The Spanish banks themselves send out mixed messages. Sometimes they express concern that they could be left holding an empty bag, if big developers can't service their loans. The chance is that they could be stuck with tracts of non developable land or houses that can't be sold-just as back in the 1980's and early 90's, without the convenient prospect of devaluing the currency and thus the debt- the Peseta was in constant decline, remember, through most of that era.
The question is how can the lid be lifted off this? A few more incisive articles in the UK (and perhaps German) press could start a process of enquiry. Maybe questions could then be raised in the EU Parliament, and that in turn could prompt some serious investigation or attract the interest of the ECB, OECD or the IMF. It remains to be seen if either higher interest rates or the new national land law will have much effect on this. The amount of credit outstanding to the developers is such that the banks' hands are tied. (The saying goes: If I owe a thousand bucks to the bank, paying it is my problem. If I owe a billion, then it's the bank's problem!)

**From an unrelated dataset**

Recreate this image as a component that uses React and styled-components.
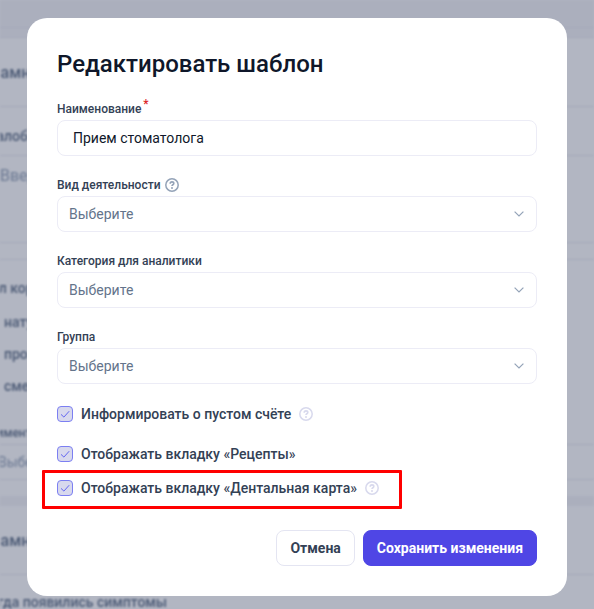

The above isn't an article in itself, but it does contain the guts of one that could get a lot of attention- and perhaps some results. Perhaps more in depth reseach than I can do is needed. It wouldn't be for the article to suggest what those results might be and what changes of policy would be needed to achieve them. The hope is that exposure might prevent futher macro abuses - perhaps even major scams- and complicate the predatory practices of those who are committing the abuses that affect so many small property owners and wreck the environment at the same time.